***** ROWS

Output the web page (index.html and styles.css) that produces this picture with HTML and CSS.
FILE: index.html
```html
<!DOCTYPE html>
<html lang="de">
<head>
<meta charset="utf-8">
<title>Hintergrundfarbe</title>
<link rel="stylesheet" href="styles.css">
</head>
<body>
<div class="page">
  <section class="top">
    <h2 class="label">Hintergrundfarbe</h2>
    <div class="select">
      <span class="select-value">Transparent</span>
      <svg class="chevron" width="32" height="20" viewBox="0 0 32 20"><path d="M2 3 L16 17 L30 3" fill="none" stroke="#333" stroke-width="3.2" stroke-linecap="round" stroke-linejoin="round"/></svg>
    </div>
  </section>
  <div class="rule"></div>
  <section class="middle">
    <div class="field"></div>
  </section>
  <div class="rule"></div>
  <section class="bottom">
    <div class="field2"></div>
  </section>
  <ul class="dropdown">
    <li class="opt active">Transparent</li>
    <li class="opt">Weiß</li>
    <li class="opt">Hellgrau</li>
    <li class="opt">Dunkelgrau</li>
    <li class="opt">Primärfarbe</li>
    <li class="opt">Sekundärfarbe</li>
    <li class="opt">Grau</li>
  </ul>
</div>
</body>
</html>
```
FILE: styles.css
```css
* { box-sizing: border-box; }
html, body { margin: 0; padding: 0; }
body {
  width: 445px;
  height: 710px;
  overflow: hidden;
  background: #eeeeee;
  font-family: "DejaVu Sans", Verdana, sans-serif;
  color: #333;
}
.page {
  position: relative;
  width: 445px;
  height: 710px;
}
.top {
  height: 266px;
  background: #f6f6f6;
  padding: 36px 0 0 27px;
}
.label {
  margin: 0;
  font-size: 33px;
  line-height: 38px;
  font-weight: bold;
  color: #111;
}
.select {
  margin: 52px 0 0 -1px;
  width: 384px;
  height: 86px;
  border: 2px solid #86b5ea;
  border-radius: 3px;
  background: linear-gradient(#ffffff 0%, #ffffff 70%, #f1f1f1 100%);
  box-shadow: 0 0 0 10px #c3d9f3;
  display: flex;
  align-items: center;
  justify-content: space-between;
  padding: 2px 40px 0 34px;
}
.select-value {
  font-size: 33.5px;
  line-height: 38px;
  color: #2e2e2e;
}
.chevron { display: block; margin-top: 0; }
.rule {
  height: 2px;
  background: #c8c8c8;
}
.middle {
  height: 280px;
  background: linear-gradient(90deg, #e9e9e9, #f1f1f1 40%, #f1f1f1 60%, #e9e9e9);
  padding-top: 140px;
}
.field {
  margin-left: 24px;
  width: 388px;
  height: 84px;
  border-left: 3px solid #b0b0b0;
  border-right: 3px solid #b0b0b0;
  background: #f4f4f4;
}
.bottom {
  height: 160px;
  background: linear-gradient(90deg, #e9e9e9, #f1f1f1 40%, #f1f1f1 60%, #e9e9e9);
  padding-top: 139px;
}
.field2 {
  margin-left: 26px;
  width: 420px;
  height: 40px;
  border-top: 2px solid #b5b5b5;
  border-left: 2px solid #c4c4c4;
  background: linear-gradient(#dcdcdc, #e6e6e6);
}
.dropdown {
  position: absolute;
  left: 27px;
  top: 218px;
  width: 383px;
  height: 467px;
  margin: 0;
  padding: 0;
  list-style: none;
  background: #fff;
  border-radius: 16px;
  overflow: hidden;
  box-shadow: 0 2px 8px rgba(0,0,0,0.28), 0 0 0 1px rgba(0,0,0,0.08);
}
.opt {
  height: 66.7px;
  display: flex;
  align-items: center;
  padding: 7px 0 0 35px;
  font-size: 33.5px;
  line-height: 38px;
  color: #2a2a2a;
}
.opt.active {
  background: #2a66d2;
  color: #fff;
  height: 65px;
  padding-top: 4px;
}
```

**********
***** ROWS

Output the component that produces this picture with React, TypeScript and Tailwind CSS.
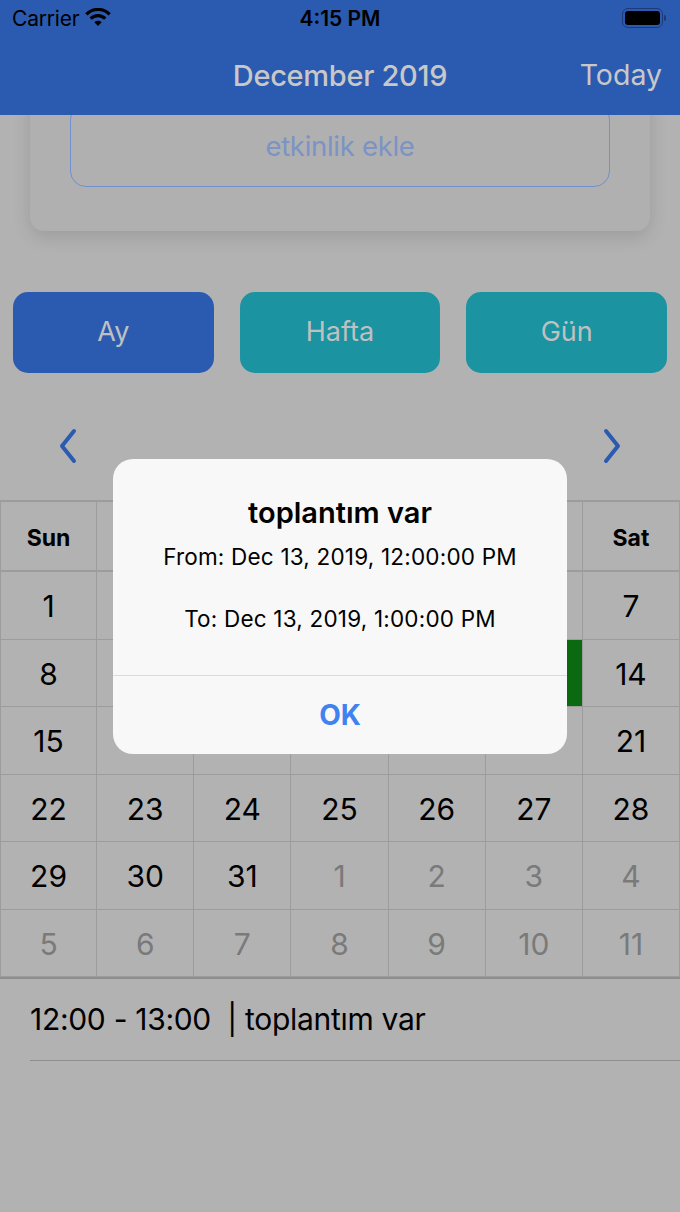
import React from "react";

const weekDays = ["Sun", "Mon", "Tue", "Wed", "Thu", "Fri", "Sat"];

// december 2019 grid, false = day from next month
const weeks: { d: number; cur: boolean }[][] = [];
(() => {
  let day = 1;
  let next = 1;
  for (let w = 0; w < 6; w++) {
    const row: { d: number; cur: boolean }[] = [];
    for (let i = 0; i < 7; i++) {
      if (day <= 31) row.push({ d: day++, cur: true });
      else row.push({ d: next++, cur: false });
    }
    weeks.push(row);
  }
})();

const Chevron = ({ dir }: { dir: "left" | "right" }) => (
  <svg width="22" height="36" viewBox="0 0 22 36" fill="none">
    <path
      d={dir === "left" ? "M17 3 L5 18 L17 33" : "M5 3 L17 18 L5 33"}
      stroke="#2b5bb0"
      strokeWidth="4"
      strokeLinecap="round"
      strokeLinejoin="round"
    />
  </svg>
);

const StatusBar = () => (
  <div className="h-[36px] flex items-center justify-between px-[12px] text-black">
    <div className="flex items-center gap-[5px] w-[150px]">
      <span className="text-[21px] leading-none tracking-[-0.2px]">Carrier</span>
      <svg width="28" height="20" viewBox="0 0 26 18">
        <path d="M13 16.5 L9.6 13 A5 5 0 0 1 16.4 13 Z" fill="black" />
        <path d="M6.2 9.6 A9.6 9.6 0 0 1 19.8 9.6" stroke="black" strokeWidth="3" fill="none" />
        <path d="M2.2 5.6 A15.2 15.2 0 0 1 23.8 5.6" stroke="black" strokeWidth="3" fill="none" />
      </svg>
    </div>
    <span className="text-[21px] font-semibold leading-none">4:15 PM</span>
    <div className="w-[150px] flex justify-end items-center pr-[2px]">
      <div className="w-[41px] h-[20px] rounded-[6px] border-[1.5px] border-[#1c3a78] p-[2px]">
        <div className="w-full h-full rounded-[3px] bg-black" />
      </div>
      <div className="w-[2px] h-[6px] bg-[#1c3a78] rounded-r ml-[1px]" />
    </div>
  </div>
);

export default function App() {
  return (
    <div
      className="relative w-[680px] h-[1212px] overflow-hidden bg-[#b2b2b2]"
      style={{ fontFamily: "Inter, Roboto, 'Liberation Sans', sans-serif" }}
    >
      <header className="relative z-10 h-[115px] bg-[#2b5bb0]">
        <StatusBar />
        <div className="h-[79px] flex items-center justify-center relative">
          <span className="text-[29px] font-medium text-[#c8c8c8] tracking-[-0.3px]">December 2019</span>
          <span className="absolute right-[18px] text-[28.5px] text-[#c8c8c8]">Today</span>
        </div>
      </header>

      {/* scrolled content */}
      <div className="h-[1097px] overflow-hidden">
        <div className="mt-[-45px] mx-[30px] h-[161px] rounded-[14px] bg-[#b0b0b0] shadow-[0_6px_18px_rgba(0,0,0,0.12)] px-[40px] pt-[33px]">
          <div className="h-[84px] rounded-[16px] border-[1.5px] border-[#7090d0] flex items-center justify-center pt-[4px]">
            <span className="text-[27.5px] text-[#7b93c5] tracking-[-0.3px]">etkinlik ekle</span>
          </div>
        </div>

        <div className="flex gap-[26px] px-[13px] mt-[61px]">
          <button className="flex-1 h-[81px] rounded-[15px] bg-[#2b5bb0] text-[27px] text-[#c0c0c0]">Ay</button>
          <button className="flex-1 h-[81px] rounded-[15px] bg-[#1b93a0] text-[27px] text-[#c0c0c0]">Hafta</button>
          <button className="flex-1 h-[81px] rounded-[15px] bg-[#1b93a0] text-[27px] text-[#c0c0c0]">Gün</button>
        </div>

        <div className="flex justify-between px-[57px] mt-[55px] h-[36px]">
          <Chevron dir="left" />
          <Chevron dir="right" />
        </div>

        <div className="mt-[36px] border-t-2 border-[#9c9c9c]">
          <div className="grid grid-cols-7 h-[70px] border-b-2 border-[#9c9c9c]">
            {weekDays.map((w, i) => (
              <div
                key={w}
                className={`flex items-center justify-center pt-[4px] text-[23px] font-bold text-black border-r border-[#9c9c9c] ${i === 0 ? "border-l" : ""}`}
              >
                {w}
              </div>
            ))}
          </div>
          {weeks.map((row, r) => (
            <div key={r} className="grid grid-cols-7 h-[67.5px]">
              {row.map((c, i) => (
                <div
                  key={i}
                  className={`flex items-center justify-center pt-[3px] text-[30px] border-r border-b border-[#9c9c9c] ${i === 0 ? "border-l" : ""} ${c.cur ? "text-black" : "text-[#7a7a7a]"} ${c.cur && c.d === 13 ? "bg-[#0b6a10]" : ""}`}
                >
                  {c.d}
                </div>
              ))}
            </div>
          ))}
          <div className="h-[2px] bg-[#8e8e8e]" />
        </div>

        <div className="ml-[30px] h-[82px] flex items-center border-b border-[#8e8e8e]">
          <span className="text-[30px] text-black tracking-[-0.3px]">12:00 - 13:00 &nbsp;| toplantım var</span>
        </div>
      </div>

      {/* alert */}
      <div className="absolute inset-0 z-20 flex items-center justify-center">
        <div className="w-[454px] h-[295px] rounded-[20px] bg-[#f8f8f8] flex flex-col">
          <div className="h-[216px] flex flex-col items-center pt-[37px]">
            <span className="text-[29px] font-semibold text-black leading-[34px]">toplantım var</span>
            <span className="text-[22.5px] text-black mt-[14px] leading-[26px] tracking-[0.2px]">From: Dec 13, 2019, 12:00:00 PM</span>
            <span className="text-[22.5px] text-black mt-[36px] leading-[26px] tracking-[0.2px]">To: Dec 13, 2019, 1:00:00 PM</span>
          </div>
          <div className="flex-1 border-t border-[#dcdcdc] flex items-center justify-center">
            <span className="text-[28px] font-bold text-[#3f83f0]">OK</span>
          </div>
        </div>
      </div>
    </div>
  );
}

**********

- YOUR GOAL -
Copy out every line from the data above that has "with" in it.

- ANSWER TO THIS EXERCISE -
Output the web page (index.html and styles.css) that produces this picture with HTML and CSS.
Output the component that produces this picture with React, TypeScript and Tailwind CSS.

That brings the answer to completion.